While this humiliation of God in Christ was not the end of the story, it was a very necessary and important part of the wondrous plan of God. Do you love the cross of Christ? The Apostle Paul did. He wrote to the churches in the region of Galatia about how He boasted in this cross. He said, “Far be it from me to boast except in the cross of our Lord Jesus Christ, by which the world has been crucified to me, and I to the world. What was He saying? I don’t care what anyone else may think about my love for Christ, and my bragging about His cross. There will always be people who think that the theology of God being made low in love is shameful and embarrassing. There will always be people who claim to have rejected Christ and the Scriptures for this reason. Very few have read the Scriptures. Fewer still have understood what they read, for they have been devoid of the Spirit of God. It is by the Holy Spirit that we have been enabled to look at the towel and the basin, to look at His hands and His feet, to hear the crowd yelling for His death, to see the profound disrespect with which He was rejected, and to say, “I love that Man. I love His cross. I have been healed by His wounds. I don’t care what anyone else says. I want Him; I receive His love.
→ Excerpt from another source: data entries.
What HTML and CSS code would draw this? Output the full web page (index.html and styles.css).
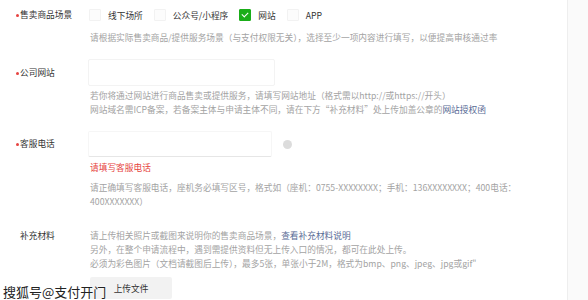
FILE: index.html
```html
<!DOCTYPE html>
<html lang="zh-CN">
<head>
    <meta charset="UTF-8">
    <meta name="viewport" content="width=device-width, initial-scale=1.0">
    <title>经营信息</title>
    <link rel="stylesheet" href="styles.css">
</head>
<body>

    <div class="page">
        <div class="main">
            <div class="form">

                <div class="field">
                    <div class="label required">售卖商品场景</div>
                    <div class="content">
                        <div class="options">
                            <label class="option"><span class="checkbox"></span>线下场所</label>
                            <label class="option"><span class="checkbox"></span>公众号/小程序</label>
                            <label class="option"><span class="checkbox checked"></span>网站</label>
                            <label class="option"><span class="checkbox"></span>APP</label>
                        </div>
                        <p class="hint hint-first">请根据实际售卖商品/提供服务场景（与支付权限无关），选择至少一项内容进行填写，以便提高审核通过率</p>
                    </div>
                </div>

                <div class="field field-site">
                    <div class="label label-input required">公司网站</div>
                    <div class="content">
                        <input type="text" class="text-input">
                        <p class="hint hint-input">若你将通过网站进行商品售卖或提供服务，请填写网站地址（格式需以http://或https://开头）</p>
                        <p class="hint">网站域名需ICP备案，若备案主体与申请主体不同，请在下方“补充材料”处上传加盖公章的<a href="#">网站授权函</a></p>
                    </div>
                </div>

                <div class="field field-phone">
                    <div class="label label-input required">客服电话</div>
                    <div class="content">
                        <div class="input-row">
                            <input type="text" class="text-input text-input-error">
                            <span class="clear-icon"></span>
                        </div>
                        <p class="error-text">请填写客服电话</p>
                        <p class="hint hint-phone">请正确填写客服电话，座机务必填写区号，格式如（座机：0755-XXXXXXXX；手机：136XXXXXXXX；400电话：400XXXXXXX）</p>
                    </div>
                </div>

                <div class="field field-material">
                    <div class="label">补充材料</div>
                    <div class="content">
                        <p class="hint">请上传相关照片或截图来说明你的售卖商品场景，<a href="#">查看补充材料说明</a></p>
                        <p class="hint">另外，在整个申请流程中，遇到需提供资料但无上传入口的情况，都可在此处上传。</p>
                        <p class="hint">必须为彩色图片（文档请截图后上传），最多5张，单张小于2M，格式为bmp、png、jpeg、jpg或gif"</p>
                        <button class="btn-upload">上传文件</button>
                    </div>
                </div>

            </div>
        </div>
        <div class="side"></div>
    </div>

    <div class="watermark">搜狐号@支付开门</div>

</body>
</html>
```

FILE: styles.css
```css
body {
    margin: 0;
    font-family: "Noto Sans CJK SC", "Noto Sans", sans-serif;
    font-size: 8.7px;
    color: #333;
    background-color: #fafafa;
    overflow: hidden;
}

.page {
    display: flex;
    height: 100vh;
}

.main {
    width: 567px;
    background-color: #fff;
    border-right: 1px solid #eee;
}

.side {
    flex: 1;
    background-color: #fafafa;
}

.form {
    padding: 5px 0 0 16px;
}

.field {
    display: grid;
    grid-template-columns: 74px 1fr;
    align-items: start;
}

.label {
    line-height: 20px;
    padding-left: 4px;
    color: #333;
}

.label.required::before {
    content: "";
    display: inline-block;
    width: 3px;
    height: 3px;
    margin-left: -4px;
    margin-right: 1px;
    border-radius: 50%;
    background-color: #e64340;
    vertical-align: middle;
}

.content p {
    margin: 0;
}

.options {
    display: flex;
    align-items: center;
    height: 20px;
    margin-left: -1px;
}

.option {
    display: flex;
    align-items: center;
    margin-right: 11px;
    color: #333;
}

.checkbox {
    width: 10px;
    height: 10px;
    margin-right: 7px;
    border: 1px solid #f2f2f2;
    border-radius: 1px;
    background-color: #fcfcfc;
    position: relative;
}

.checkbox.checked {
    border-color: #1aad19;
    background-color: #1aad19;
}

.checkbox.checked::after {
    content: "";
    position: absolute;
    left: 3px;
    top: 1px;
    width: 3px;
    height: 5px;
    border: solid #fff;
    border-width: 0 1px 1px 0;
    transform: rotate(45deg);
}

.hint {
    color: #a3a3a3;
    line-height: 14px;
}

.hint a,
.hint a:visited {
    color: #576b95;
    text-decoration: none;
}

.hint-first {
    margin-top: 6px !important;
}

/* text inputs */
.field-site {
    margin-top: 14px;
}

.label-input {
    line-height: 27px;
}

.text-input {
    display: block;
    box-sizing: border-box;
    width: 187px;
    height: 27px;
    margin: 0 0 0 -2px;
    padding: 0 8px;
    border: 1px solid #f3f3f3;
    border-radius: 2px;
    background-color: #fff;
    outline: none;
}

.hint-input {
    margin-top: 3px !important;
}

.field-phone {
    margin-top: 14px;
}

.field-phone .label-input {
    line-height: 26px;
}

.input-row {
    display: flex;
    align-items: center;
}

.text-input-error {
    width: 184px;
    height: 26px;
    border-color: #f6f6f6;
    border-bottom-color: #e6e6e6;
}

.clear-icon {
    width: 9px;
    height: 9px;
    margin-left: 11px;
    border-radius: 50%;
    background-color: #dcdcdc;
}

.error-text {
    margin-top: 4px !important;
    line-height: 14px;
    color: #e64340;
}

.hint-phone {
    margin-top: 6px !important;
    width: 448px;
}

/* supplementary material */
.field-material {
    margin-top: 20px;
}

.field-material .label {
    line-height: 14px;
}

.btn-upload {
    display: block;
    width: 82px;
    height: 22px;
    margin-top: 6px;
    border: none;
    border-radius: 2px;
    background-color: #f2f2f2;
    color: #333;
    font-family: inherit;
    font-size: 8.7px;
}

.watermark {
    position: absolute;
    left: 3px;
    bottom: 0;
    font-size: 13px;
    line-height: 16px;
    color: #222;
    text-shadow: 0 0 2px #fff, 0 0 2px #fff;
}
```
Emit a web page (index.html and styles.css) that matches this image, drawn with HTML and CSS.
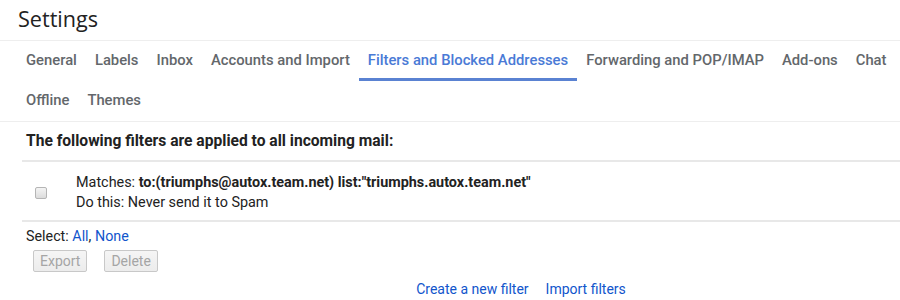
FILE: index.html
```html
<!DOCTYPE html>
<html>
<head>
<meta charset="utf-8">
<link rel="stylesheet" href="styles.css">
</head>
<body>
<div class="page">
  <div class="header"><h1 class="title">Settings</h1></div>
  <nav class="tabs">
    <span class="tab">General</span>
    <span class="tab">Labels</span>
    <span class="tab">Inbox</span>
    <span class="tab">Accounts and Import</span>
    <span class="tab active">Filters and Blocked Addresses</span>
    <span class="tab">Forwarding and POP/IMAP</span>
    <span class="tab">Add-ons</span>
    <span class="tab">Chat</span>
    <span class="tab">Offline</span>
    <span class="tab">Themes</span>
  </nav>
  <div class="content">
    <div class="heading">The following filters are applied to all incoming mail:</div>
    <div class="filter-row">
      <div class="check-cell"><span class="checkbox"></span></div>
      <div class="filter-text">
        <div>Matches: <b>to:(triumphs@autox.team.net) list:"triumphs.autox.team.net"</b></div>
        <div>Do this: Never send it to Spam</div>
      </div>
    </div>
    <div class="select">Select: <a class="link">All</a>, <a class="link">None</a></div>
    <div class="buttons">
      <span class="btn">Export</span>
      <span class="btn">Delete</span>
    </div>
    <div class="actions">
      <a class="link">Create a new filter</a>
      <a class="link">Import filters</a>
    </div>
  </div>
</div>
</body>
</html>
```
FILE: styles.css
```css
* { box-sizing: border-box; }
html, body { margin: 0; padding: 0; background: #fff; }
body { font-family: Roboto, "Liberation Sans", sans-serif; color: #222; }
.header {
  height: 41px;
  border-bottom: 1px solid #eeeeee;
  padding-left: 18px;
}
.title {
  margin: 0;
  font-family: "Open Sans", Roboto, sans-serif;
  font-weight: 400;
  font-size: 21.6px;
  line-height: 38px;
  color: #222;
}
.tabs {
  display: flex;
  flex-wrap: wrap;
  padding-left: 17px;
  border-bottom: 1px solid #eeeeee;
}
.tab {
  height: 40px;
  line-height: 39px;
  padding: 0 9px;
  font-family: Roboto, "Open Sans", sans-serif;
  font-size: 14.8px;
  font-weight: 500;
  color: #63676b;
  border-bottom: 3px solid transparent;
  white-space: nowrap;
}
.tab.active {
  color: #4a7ad6;
  border-bottom-color: #5a82d2;
}
.content {
  margin-left: 22px;
}
.heading {
  font-size: 15.6px;
  font-weight: 700;
  padding: 9px 4px 0;
  height: 40px;
  line-height: 20px;
  border-bottom: 2px solid #e8e8e8;
}
.filter-row {
  display: flex;
  align-items: center;
  height: 60px;
  border-bottom: 2px solid #e8e8e8;
  font-size: 14.4px;
  color: #222;
}
.check-cell {
  width: 54px;
  padding-left: 13px;
  padding-top: 3px;
}
.checkbox {
  display: block;
  width: 12px;
  height: 12px;
  border: 1px solid #b5b5b5;
  border-radius: 2px;
  background: linear-gradient(#f4f4f4, #dcdcdc);
}
.filter-text {
  line-height: 20px;
  padding-top: 4px;
}
.filter-text b { font-weight: 700; }
.select {
  font-size: 14.3px;
  padding: 5px 4px 0;
  line-height: 18px;
}
.link { color: #15c; text-decoration: none; }
.buttons {
  display: flex;
  gap: 17px;
  padding: 5px 0 0 11px;
}
.btn {
  display: inline-block;
  height: 22px;
  line-height: 20px;
  padding: 0 6px;
  font-size: 14px;
  color: #a5a5a5;
  border: 1px solid #c8c8c8;
  border-radius: 2px;
  background: linear-gradient(#f5f5f5, #ececec);
}
.actions {
  display: flex;
  justify-content: center;
  gap: 17px;
  padding: 8px 0 0 142px;
  margin-left: -22px;
  font-size: 14px;
  line-height: 19px;
}
```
This love of God is on display for you in John 13. Yes I see Judas, and I hear about Satan, and I know he is real, but I believe in Jesus, and I see Him washing those feet, and I know what He was saying through what He did there. He was saying that He was willing to be low, that we might be high. Here is a special kind of love. Now hear this: “There is nothing that can separate us from this love of God which is ours in Christ Jesus our Lord.

Questions for meditation and discussion:

1. Who is the devil, and what was his role in the betrayal of Christ?

2. Who is God the Father, and what was His role in these events?

3. Who is Jesus, and what was His role in these same events?

4. What is the meaning of the foot-washing that Jesus does here?